Und nicht Correos mit solchem Unsinn wie Karten belästigen…

Schon bei der Einreise wird übrigens die Exaktheit vorgeführt. Der Pass eines jeden einzelnen Menschen wird begutachtet, beschnuppert, gedreht, gewendet, er wird angeschaut, gegen das Licht gehalten und abgeklopft. Nachdem man den Pass begutachtet, beschnuppert, gedreht, gewendet, angeschaut, gegen das Licht gehalten und abgeklopft hat, wird der Mensch befragt: Was ist der Zweck der Reise? Was ist das Ziel? Mag er Samba? Ist er katholisch? Hat er alle Fragen exakt beantwortet (die letzten beiden natürlich mit ja…), wird der Pass noch einmal begutachtet, beschnuppert, gedreht, gewendet, angeschaut, gegen das Licht gehalten und abgeklopft und erst dann gibt es den ersehnten Stempel.
Es müssten sich nun – so denken Sie – doch kilometerlange Schlangen bilden. Und da haben Sie recht: An brasilianischen Flughäfen bilden sich kilometerlange Schlangen. Das macht aber nichts, denn man hat Zeit, man kann ein wenig Rosenkranz beten – oder Samba tanzen.

Jede Person, die ein Schnellrestaurant (oder eine Raststätte) betritt, erhält ein Kärtchen (oder eine Art Badge). Alles, was im Schnellrestaurant (oder der Raststätte) konsumiert wird, wird auf dem Kärtchen (oder dem Badge) eingetragen. Bevor man das Etablissement nun verlässt, muss man abrechnen und beim Verlassen der Raststätte (oder des Schnellrestaurants) den Badge (oder das Kärtchen) wieder abgeben.
Eigentlich sehr praktisch. Nicht praktisch, wenn man nur aufs WC will. Oder nur kurz sehen, ob ein Bekannter im Gebäude ist. Oder irgendetwas anderes, was gratis ist – z. B. oft Kaffee aus einer Thermoskanne.
Also bilden sich auch hier lange Schlangen – aber noch einmal, man hat doch Zeit. Und beten oder Samba tanzen geht immer.

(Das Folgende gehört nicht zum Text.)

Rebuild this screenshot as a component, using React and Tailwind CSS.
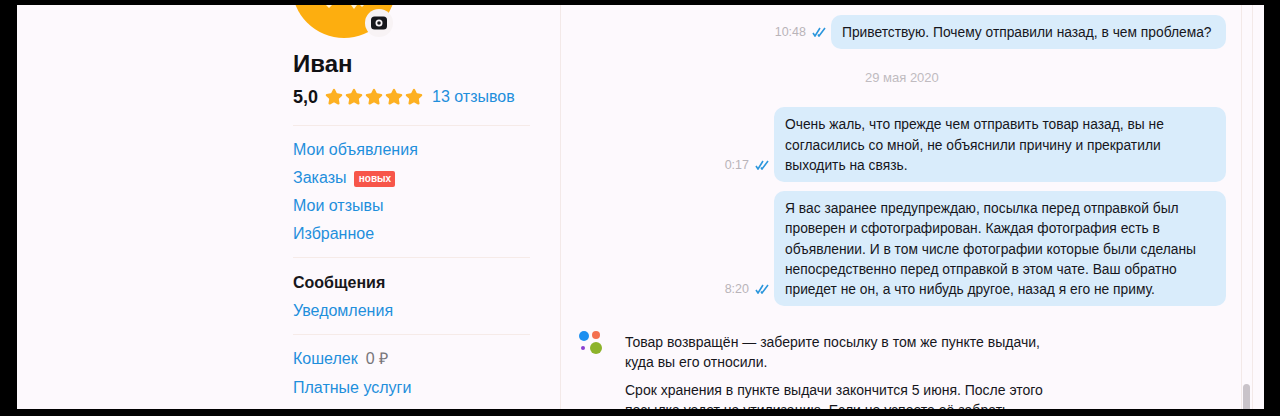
import { Star } from 'lucide-react';

const Ticks = () => (
    <svg width="14" height="10" viewBox="0 0 14 10" fill="none" stroke="#2b96dc" strokeWidth="1.6" className="shrink-0">
        <path d="M1 6l2 3 5-8" />
        <path d="M6 7.5l1 1.5 6-8" />
    </svg>
);

const Divider = () => <div className="h-px bg-[#f6ebe8]" />;

const NavLink = ({ children }) => (
    <div className="h-7 flex items-center text-[16px] text-[#1f8fdc]">{children}</div>
);

const Bubble = ({ time, width, lines }) => (
    <div className="flex items-end">
        <div className="flex items-center gap-[6px] pb-[10px] mr-[5px] text-[12.5px] leading-[14px] text-[#b9b4b9]">
            <span>{time}</span>
            <Ticks />
        </div>
        <div className={`bg-[#d9ecfb] rounded-[10px] pl-[11px] pt-[8px] pb-[6px] text-[13.8px] leading-[20.25px] text-[#16161c] whitespace-nowrap ${width}`}>
            {lines.map((line) => (
                <div key={line}>{line}</div>
            ))}
        </div>
    </div>
);

const App = () => {
    return (
        <div className="h-[416px] bg-black pt-[5px] pl-[17px] overflow-hidden font-['Liberation_Sans',Arial,sans-serif]">
            <div className="w-[1247px] h-[404px] bg-[#fdf9fd] flex overflow-hidden">
                {/* Profile sidebar */}
                <div className="w-[544px] shrink-0 border-r border-[#f3e9e8] pl-[276px] pr-[30px]">
                    <div className="relative w-[104px] h-[104px] -mt-[71px] -ml-[1px] rounded-full bg-[#fdae0f]">
                        <svg width="40" height="5" viewBox="0 0 40 5" className="absolute left-[33px] top-[71px]">
                            <path d="M1 0l3 3 3-3zM26 0l3 4 3-4zM35 0l2 2 2-2z" fill="#fff3d8" />
                        </svg>
                        <div className="absolute left-[73px] top-[75px] w-[28px] h-[28px] rounded-full bg-[#f8f3f5] flex items-center justify-center">
                            <svg width="18" height="14" viewBox="0 0 18 14">
                                <rect x="1" y="0.5" width="16" height="13" rx="3.5" fill="#17171b" />
                                <circle cx="9" cy="7" r="3.5" fill="#f8f3f5" />
                                <circle cx="9" cy="7" r="1.8" fill="#17171b" />
                            </svg>
                        </div>
                    </div>
                    <div className="mt-[11px] text-[24px] leading-[30px] font-bold text-[#111114]">Иван</div>
                    <div className="mt-[6px] h-6 flex items-center">
                        <span className="text-[18px] font-bold text-[#111114] mr-[7px]">5,0</span>
                        <div className="flex gap-[2px] mr-[9px]">
                            {[1, 2, 3, 4, 5].map((n) => (
                                <Star key={n} size={18} fill="#fdb022" stroke="#fdb022" />
                            ))}
                        </div>
                        <span className="text-[16px] text-[#1f8fdc]">13 отзывов</span>
                    </div>
                    <div className="mt-[16px]"><Divider /></div>
                    <div className="mt-[10px]">
                        <NavLink>Мои объявления</NavLink>
                        <NavLink>
                            Заказы
                            <span className="ml-[8px] mt-px w-[41px] h-4 bg-[#f7564a] rounded-[2px] text-white text-[10px] font-bold flex items-center justify-center">новых</span>
                        </NavLink>
                        <NavLink>Мои отзывы</NavLink>
                        <NavLink>Избранное</NavLink>
                    </div>
                    <div className="mt-[9px]"><Divider /></div>
                    <div className="mt-[11px] h-7 flex items-center text-[16px] font-bold text-[#17171b]">Сообщения</div>
                    <NavLink>Уведомления</NavLink>
                    <div className="mt-[9px]"><Divider /></div>
                    <div className="mt-[10px]">
                        <NavLink>
                            Кошелек
                            <span className="ml-[8px] text-[#77757a]">0 ₽</span>
                        </NavLink>
                        <div className="mt-px">
                            <NavLink>Платные услуги</NavLink>
                        </div>
                    </div>
                </div>

                {/* Chat column */}
                <div className="w-[680px] shrink-0 pt-[10px] pl-[18px] pr-[15px]">
                    <div className="flex flex-col items-end">
                        <Bubble
                            time="10:48"
                            width="w-[395px]"
                            lines={['Приветствую. Почему отправили назад, в чем проблема?']}
                        />
                        <div className="self-start ml-[286px] mt-[22px] text-[13px] leading-[14px] text-[#c0bbc0]">29 мая 2020</div>
                        <div className="mt-[22px]">
                            <Bubble
                                time="0:17"
                                width="w-[452px]"
                                lines={[
                                    'Очень жаль, что прежде чем отправить товар назад, вы не',
                                    'согласились со мной, не объяснили причину и прекратили',
                                    'выходить на связь.',
                                ]}
                            />
                        </div>
                        <div className="mt-[9px]">
                            <Bubble
                                time="8:20"
                                width="w-[452px]"
                                lines={[
                                    'Я вас заранее предупреждаю, посылка перед отправкой был',
                                    'проверен и сфотографирован. Каждая фотография есть в',
                                    'объявлении. И в том числе фотографии которые были сделаны',
                                    'непосредственно перед отправкой в этом чате. Ваш обратно',
                                    'приедет не он, а что нибудь другое, назад я его не приму.',
                                ]}
                            />
                        </div>
                    </div>
                    <div className="flex mt-[26px]">
                        <svg width="28" height="28" viewBox="0 0 28 28" className="shrink-0 -mt-[2px]">
                            <circle cx="5" cy="6" r="5" fill="#1e90f0" />
                            <circle cx="17" cy="5" r="4" fill="#f4704f" />
                            <circle cx="4" cy="18" r="2" fill="#8a3fd0" />
                            <circle cx="17" cy="18" r="6" fill="#8db32b" />
                        </svg>
                        <div className="ml-[18px] text-[14px] leading-[20px] text-[#16161c] whitespace-nowrap">
                            <div>Товар возвращён — заберите посылку в том же пункте выдачи,</div>
                            <div>куда вы его относили.</div>
                            <div className="mt-[8px]">Срок хранения в пункте выдачи закончится 5 июня. После этого</div>
                            <div>посылка уедет на утилизацию. Если не успеете её забрать</div>
                        </div>
                    </div>
                </div>

                {/* Scrollbar */}
                <div className="w-[12px] shrink-0 border-x border-[#f3e9e8] flex flex-col justify-end pl-px pr-[2px]">
                    <div className="h-[25px] bg-[#c9c3c9] rounded-t-full" />
                </div>
            </div>
        </div>
    );
};

export default App;
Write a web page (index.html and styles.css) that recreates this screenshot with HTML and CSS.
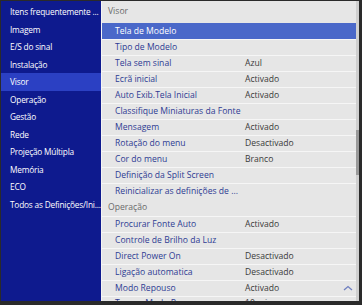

Die Brasilianer sind eines der exaktesten Völker der Welt. Das habe ich – glaube ich – nun deutlich genug gezeigt.

Ach, Sie wollen noch wissen, wie lange eine Postkarte braucht? Exakt gesagt: Am 9. April wurden meine Karten gestempelt.
Da sind sie noch nicht. Aber für die Strecke Basel – Leipzig braucht eine Weihnachtskarte auch vier Wochen.